The axiom does not care about philosophy. It asks one thing: did more real trades happen because of this? And the honest answer, right now, is: not really. Not compared to Visa, WeChat Pay, or even plain cash.
III. The Bismarck Parallel#
History has seen this movie before.
Otto von Bismarck unified the German states not through speeches but through “blood and iron.” Prussian military power was the enforcement mechanism. But here is the part most people forget: one of the first things Bismarck did after unification was create a single currency — the Mark — replacing dozens of regional moneys.
Why? Because thirty different currencies meant thirty different exchange rates, thirty different trust negotiations, thirty different layers of friction on every cross-border trade within Germany itself. Bismarck understood — maybe instinctively — that a currency is only as good as the trades it makes possible.
The Mark worked because it reduced friction. It made commerce between Bavaria and Prussia cheaper. dT > 0, massively.
Bitcoin’s evangelists say it will do for the global economy what the Mark did for Germany. But Bismarck had something Bitcoin lacks: an enforcement mechanism that guaranteed everyone would accept it. The Prussian army did not politely ask merchants whether they felt like taking Marks. Bitcoin asks politely — and most merchants say no thanks.
IV. The Volatility Problem#
Here is where the math gets ugly.
For anything to work as money, it needs three properties: medium of exchange, unit of account, store of value. Bitcoin’s volatility wrecks all three at once.
Medium of exchange: If the price swings eight percent in a day, neither buyer nor seller can sensibly price goods in Bitcoin. You would need to reprice your entire inventory every hour. That is not cutting transaction costs — that is adding them.
Unit of account: Try running a business where your accounting currency bounces around like a penny stock. Your quarterly financials would not be creative fiction — they would be meaningless noise.
Store of value: The word “store” implies stability. A container that randomly doubles or halves what is inside is not a store. It is a slot machine.
Think of it through a tech-tree lens. A currency is supposed to be foundational — like discovering fire or inventing the wheel. It unlocks everything built on top of it. But Bitcoin behaves like a glitched tech node: sometimes it works, sometimes it corrupts your save file. You cannot build a civilization on a glitched tech node.
And this volatility is not a bug waiting for a patch. It is a structural feature of an asset with a fixed supply and demand driven by speculation. When people buy something mainly because they think someone else will pay more later, price swings are mathematically baked in. And those swings, in turn, prevent the thing from being used for actual transactions. It feeds on itself.
V. The “Digital Gold” Retreat#
When the “Bitcoin as currency” pitch started losing steam, the story changed. Suddenly Bitcoin was not supposed to be a currency at all.
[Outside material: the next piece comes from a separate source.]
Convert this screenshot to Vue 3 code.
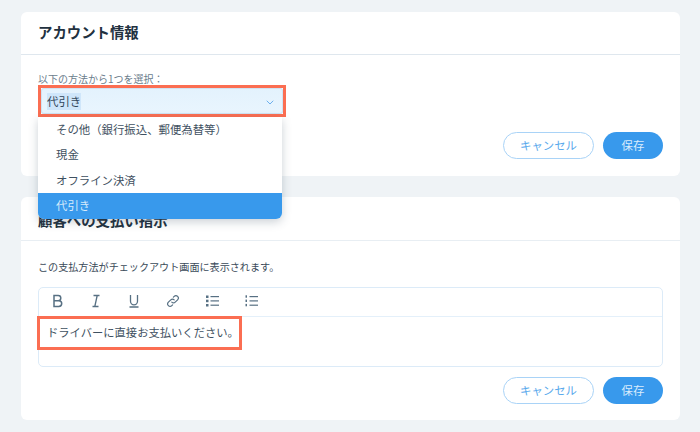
<template>
  <div class="page">
    <section class="card first">
      <h2 class="card-title">アカウント情報</h2>
      <div class="card-body">
        <div class="label">以下の方法から1つを選択：</div>
        <div class="select-wrap">
          <div class="select-mark">
            <div class="select">
              <span class="sel-text">{{ selected }}</span>
              <svg class="chev" width="8" height="5" viewBox="0 0 8 5" fill="none" stroke="#6db0ee" stroke-width="1" stroke-linecap="round" stroke-linejoin="round"><polyline points="1 1 4 4 7 1"/></svg>
            </div>
          </div>
          <ul class="menu">
            <li v-for="o in options" :key="o" class="opt" :class="{ active: o === selected }">{{ o }}</li>
          </ul>
        </div>
        <div class="actions one">
          <button class="btn ghost">キャンセル</button>
          <button class="btn solid">保存</button>
        </div>
      </div>
    </section>

    <section class="card second">
      <h2 class="card-title">顧客への支払い指示</h2>
      <div class="card-body two">
        <div class="note">この支払方法がチェックアウト画面に表示されます。</div>
        <div class="editor">
          <div class="toolbar">
            <svg width="12" height="14" viewBox="0 0 12 14" fill="none" stroke="#577083" stroke-width="1.5"><path d="M2 1.5h4.2a2.6 2.6 0 0 1 0 5.2H2zM2 6.7h4.8a2.9 2.9 0 0 1 0 5.8H2z"/></svg>
            <svg width="12" height="14" viewBox="0 0 12 14" fill="none" stroke="#577083" stroke-width="1.3"><path d="M3.5 1.5h6M2.5 12.5h6M7.2 1.5 4.8 12.5"/></svg>
            <svg width="12" height="14" viewBox="0 0 12 14" fill="none" stroke="#577083" stroke-width="1.3"><path d="M2.5 1v6.3a3.5 3.5 0 0 0 7 0V1M1.5 13h9"/></svg>
            <svg width="14" height="14" viewBox="0 0 14 14" fill="none" stroke="#577083" stroke-width="1.2" stroke-linecap="round"><path d="M5.8 8.2a2.4 2.4 0 0 0 3.4 0l2.4-2.4a2.4 2.4 0 0 0-3.4-3.4L7.4 3.2"/><path d="M8.2 5.8a2.4 2.4 0 0 0-3.4 0L2.4 8.2a2.4 2.4 0 0 0 3.4 3.4l.8-.8"/></svg>
            <svg width="13" height="12" viewBox="0 0 13 12" fill="#577083"><rect x="0" y="0.5" width="2.5" height="2.5"/><rect x="0" y="4.7" width="2.5" height="2.5"/><rect x="0" y="9" width="2.5" height="2.5"/><rect x="4.5" y="1" width="8.5" height="1.2"/><rect x="4.5" y="5.3" width="8.5" height="1.2"/><rect x="4.5" y="9.6" width="8.5" height="1.2"/></svg>
            <svg width="13" height="12" viewBox="0 0 13 12" fill="#577083"><rect x="0.5" y="0.3" width="1.5" height="2.4"/><rect x="0.5" y="4.6" width="1.5" height="2.4"/><rect x="0.5" y="8.9" width="1.5" height="2.4"/><rect x="4.5" y="1" width="8.5" height="1.2"/><rect x="4.5" y="5.3" width="8.5" height="1.2"/><rect x="4.5" y="9.6" width="8.5" height="1.2"/></svg>
          </div>
          <div class="editor-body">
            <span class="msg">ドライバーに直接お支払いください。</span>
          </div>
        </div>
        <div class="actions">
          <button class="btn ghost">キャンセル</button>
          <button class="btn solid">保存</button>
        </div>
      </div>
    </section>
  </div>
</template>

<script setup>
const options = ['その他（銀行振込、郵便為替等）', '現金', 'オフライン決済', '代引き']
const selected = '代引き'
</script>

<style>
html, body { background: #eff3f6; }
</style>

<style scoped>
.page { width: 700px; height: 432px; box-sizing: border-box; padding: 12px 20px 0 21px; overflow: hidden; background: #eff3f6; font-family: "Noto Sans CJK JP", "Noto Sans", sans-serif; }
.card { background: #fff; border-radius: 6px; }
.first { height: 164px; margin-bottom: 21px; }
.second { height: 223px; }
.card-title { margin: 0; height: 42px; padding-left: 17px; font-size: 14.4px; font-weight: 700; line-height: 40px; color: #22313f; border-bottom: 1px solid #dfe7ee; }
.second .card-title { height: 43px; line-height: 46px; border-bottom-color: #e8eef3; }
.card-body { padding: 0 17px; }
.label { padding-top: 15px; height: 15px; font-size: 10px; line-height: 17px; color: #6b7d8c; }
.select-wrap { position: relative; width: 248px; }
.select-mark { border: 3px solid #fb6e52; height: 32px; box-sizing: border-box; }
.select { height: 26px; display: flex; align-items: center; justify-content: space-between; padding: 0 9px 0 6px; background: linear-gradient(#e3f2fd, #e9f5fe); box-shadow: inset 0 0 0 1px #cfe3f3; border-radius: 3px; }
.sel-text { margin-top: 1px; font-size: 11.4px; line-height: 17px; color: #33485a; background: #cfe6fa; }
.chev { margin-top: 2px; }
.menu { position: absolute; top: 32px; left: 0; width: 244px; margin: 0; padding: 0; list-style: none; background: #fff; border-radius: 0 0 6px 6px; box-shadow: 0 3px 10px rgba(50, 70, 90, 0.25); overflow: hidden; z-index: 2; }
.opt { height: 25.4px; padding-left: 18px; font-size: 11.4px; line-height: 24.5px; color: #3f5161; }
.opt.active { background: #3899ec; color: #d6eafb; }
.actions { display: flex; justify-content: flex-end; gap: 9px; }
.actions.one { padding-top: 15px; }
.btn { height: 27px; border-radius: 14px; font-family: inherit; font-size: 11.4px; line-height: 1; padding: 0; box-sizing: border-box; }
.ghost { width: 91px; background: #fff; border: 1px solid #a9d3f7; color: #5aa9ec; }
.solid { width: 60px; background: #3899ec; border: 0; color: #d9ecfc; }
.note { padding-top: 17px; height: 17px; font-size: 10.1px; line-height: 17px; color: #3a4a58; }
.editor { margin-top: 12px; height: 80px; border: 1px solid #dcebf8; border-radius: 5px; box-sizing: border-box; }
.toolbar { height: 28px; display: flex; align-items: center; gap: 26px; padding-left: 13px; border-bottom: 1px solid #e4f0fa; }
.toolbar svg { margin-top: -3px; }
.editor-body { position: relative; height: 50px; }
.msg { position: absolute; top: -1px; left: -2px; padding: 0 0 0 7px; width: 205px; height: 34px; line-height: 26px; box-sizing: border-box; border: 3px solid #fb6e52; font-size: 11.3px; color: #3f5161; white-space: nowrap; background: #fff; }
.two .actions { padding-top: 10px; }
</style>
It was “digital gold.” A store of value. An inflation hedge.
This is what I call the Midway Pivot.
At the Battle of Midway in 1942, the Japanese carrier fleet got caught in the middle of switching plans — planes on deck being rearmed from torpedoes to bombs when American dive bombers showed up. The result was catastrophic. Changing strategy mid-battle has a very high price.
Bitcoin’s narrative shift from “currency” to “digital gold” is the same kind of mid-battle scramble. The entire architecture was built for transactions — blockchain, decentralization, peer-to-peer transfers. None of that matters for a store-of-value use case. Gold does not need a blockchain. Gold does not need mining algorithms. Gold just sits there being heavy and chemically boring.
If Bitcoin is “digital gold,” then ninety percent of its technical features are pointless overhead. It is like building a Formula 1 car and then using it as a doorstop. Technically possible. Absurdly wasteful.
And here is the deeper issue: gold earned its store-of-value reputation over five thousand years of consistent human behavior. Bitcoin has existed for less than two decades. Calling yourself “digital gold” after fifteen years is like a rookie claiming they are the all-time greatest. You do not get to declare that. You have to earn it.
VI. What the Axiom Actually Says#
Back to basics.
Axiom A: Value comes from facilitating transactions. dT > 0.
Bitcoin, as it exists today, does not meaningfully increase the total number of real transactions happening in the global economy. The costs are too high, the speed too slow, the volatility too wild for everyday commerce.
That does not mean Bitcoin is “worthless” in the casual sense. It clearly has a market price and people clearly pay it. But the axiom tells us that price is not coming from transaction facilitation. It is coming from something else.
And that “something else” is what the next chapter is about.
Because when an asset’s price is not supported by the trades it enables, there are only two possible explanations: either it is a young technology that has not yet hit its stride as a transaction tool… or its price rests entirely on the belief that someone else will pay more for it tomorrow.
One of those is optimism. The other has a name. A very old name.
We will get to it.
VII. The Uncomfortable Bottom Line#
Bitcoin is not currently working as money by the only standard that counts: it does not meaningfully cut transaction costs in the real economy.
Its price exists. Its technology exists. Its community exists. But the axiom is unmoved by enthusiasm. It asks one thing: dT > 0?
Right now, the answer is: barely.
That is not a moral judgment. It is not a prediction about the future. It is a measurement. And measurements do not care how you feel about them.
The next chapter introduces a tool — a kind of detector — for figuring out what happens when an asset’s price drifts away from its transaction value. It is a tool as old as finance itself, though most people only learn about it after they have already been burned.
Axiom applied. Transaction test: failed. The price needs an explanation — and the explanation is not a comfortable one.